Getting married in Vietnam

The mountains of paperwork dictate that, unless you or your partner is a Vietnamese national, we would not recommend trying to formally wed in Vietnam. The process is lengthy, tedious and difficult. A better solution would be to formally wed in your home country, and then have a post-marriage wedding celebration in beautiful Vietnam. However, if you are still completely set on the idea of marrying in Vietnam, this is the lengthy list of what you need to do:

 

  1. Firstly, contact your relevant embassy or consulate in Hanoi or Ho Chi Minh for the most recent wedding advice, as well as what documentation will be necessary.  
  2. In order to wed in Vietnam, either you or your partner need to be a resident there and have to have spent at least 21 days in Vietnam prior to your marriage application being sent in.
  3. An affirmation or affidavit document will be necessary in order to prove that you can your partner can legally wed in Vietnam. This costs £50. You will have to organise and sign these forms at your respective embassy in Hanoi or consulate in Ho Chi Minh.
  4. This affirmation or affidavit will then have to be translated into Vietnamese and legalised by the local authorities or government.
  5. After getting your affidavit translated and approved, you will need to take it to Vietnamese local registrar where you plan to wed (with all your other paperwork), who will register the marriage and organise a marriage certificate for you. Be warned! This can be a time-consuming and laborious process.
  6. The Department of Justice will then sort through all the paperwork and check that it is all correct and in order.
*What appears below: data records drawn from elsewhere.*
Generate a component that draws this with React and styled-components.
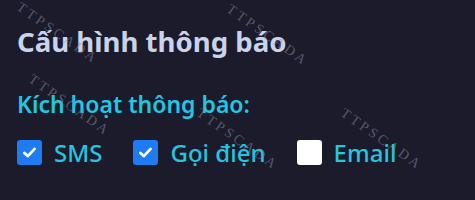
import React from "react";
import styled, { createGlobalStyle } from "styled-components";

const GlobalStyle = createGlobalStyle`
  html, body {
    margin: 0;
    padding: 0;
    background: #1b1b2b;
  }
  body {
    font-family: "Noto Sans", "Open Sans", sans-serif;
  }
`;

const channels = [
  { id: "sms", label: "SMS", checked: true },
  { id: "call", label: "Gọi điện", checked: true },
  { id: "email", label: "Email", checked: false },
];

// watermark stamps over the panel
const marks = [
  { x: 22, y: 0 },
  { x: 232, y: 2 },
  { x: 34, y: 72 },
  { x: 202, y: 106 },
  { x: 346, y: 106 },
];

const App = () => {
  return (
    <>
      <GlobalStyle />
      <Wrapper>
        <Title>Cấu hình thông báo</Title>
        <Label>Kích hoạt thông báo:</Label>
        <Options>
          {channels.map((c) => (
            <Option key={c.id}>
              <Box checked={c.checked}>
                {c.checked && (
                  <svg width="17" height="17" viewBox="0 0 16 16">
                    <path
                      d="M3.2 8.4 L6.4 11.4 L12.8 4.6"
                      fill="none"
                      stroke="#fff"
                      strokeWidth="2.6"
                      strokeLinecap="round"
                      strokeLinejoin="round"
                    />
                  </svg>
                )}
              </Box>
              <OptionText>{c.label}</OptionText>
            </Option>
          ))}
        </Options>
        <Watermarks>
          {marks.map((m, i) => (
            <Mark key={i} style={{ left: m.x, top: m.y }}>
              TTPSCADA
            </Mark>
          ))}
        </Watermarks>
      </Wrapper>
    </>
  );
};

const Wrapper = styled.section`
  position: relative;
  height: 200px;
  box-sizing: border-box;
  padding: 23px 17px 0;
  background: #1b1b2b;
  overflow: hidden;
`;

const Title = styled.h2`
  margin: 0;
  font-size: 27.6px;
  font-weight: 700;
  line-height: 36px;
  color: #c9d4ea;
`;

const Label = styled.div`
  margin-top: 30px;
  font-size: 23px;
  font-weight: 600;
  line-height: 30px;
  color: #22c6e0;
`;

const Options = styled.div`
  display: flex;
  align-items: center;
  gap: 31px;
  margin-top: 21px;
`;

const Option = styled.label`
  display: flex;
  align-items: center;
  gap: 12px;
`;

const Box = styled.span`
  display: flex;
  align-items: center;
  justify-content: center;
  width: 25px;
  height: 25px;
  border-radius: 3px;
  box-sizing: border-box;
  background: ${({ checked }) => (checked ? "#1e7cf2" : "#ffffff")};
`;

const OptionText = styled.span`
  font-size: 24px;
  font-weight: 500;
  line-height: 25px;
  color: #22c6e0;
`;

const Watermarks = styled.div`
  position: absolute;
  inset: 0;
  pointer-events: none;
`;

const Mark = styled.span`
  position: absolute;
  display: block;
  font-family: "Liberation Serif", serif;
  font-size: 14px;
  line-height: 14px;
  letter-spacing: 3px;
  color: rgba(140, 140, 160, 0.55);
  transform: rotate(35deg);
  transform-origin: 0 0;
  white-space: nowrap;
`;

export default App;
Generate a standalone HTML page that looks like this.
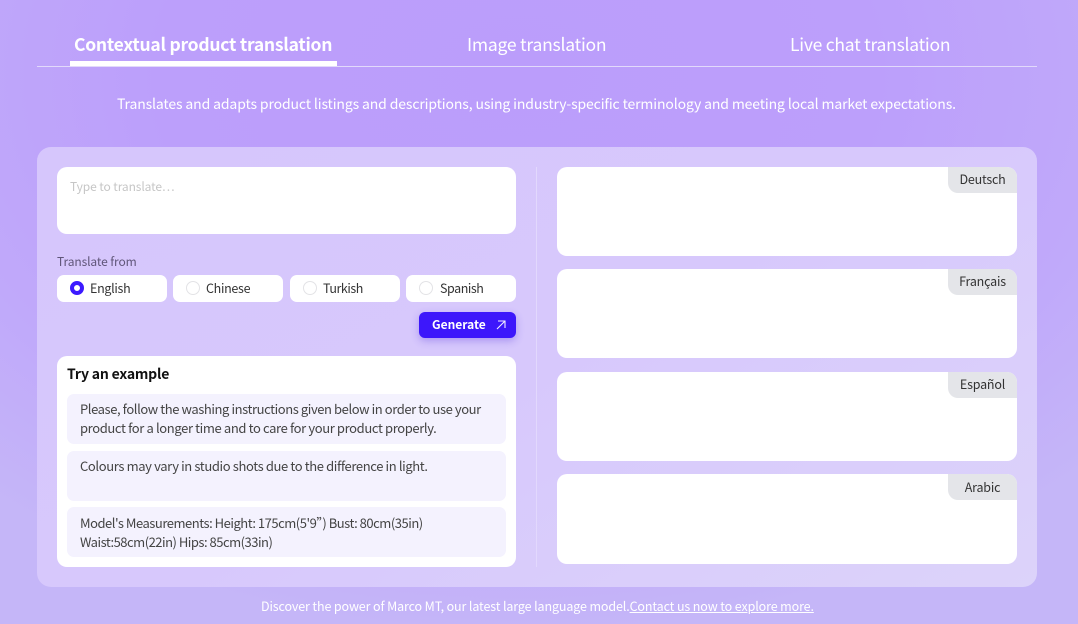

You should receive a response from the the department within 25 working days.
  7. One you’ve managed to get the marriage certificate signed by the Head of the Provincial People’s Committee, a civil marriage will be possible within 5 working days.

 

Necessary documents

 

  • Passport.
  • Birth certificate.
  • Sworn affidavit stating that you are free to marry (and translated).
  • Passports of two witnesses.
  • Fee (£50)
  • Divorce certificate (if necessary from previous marriage).
  • Death certificate (if you have been widowed).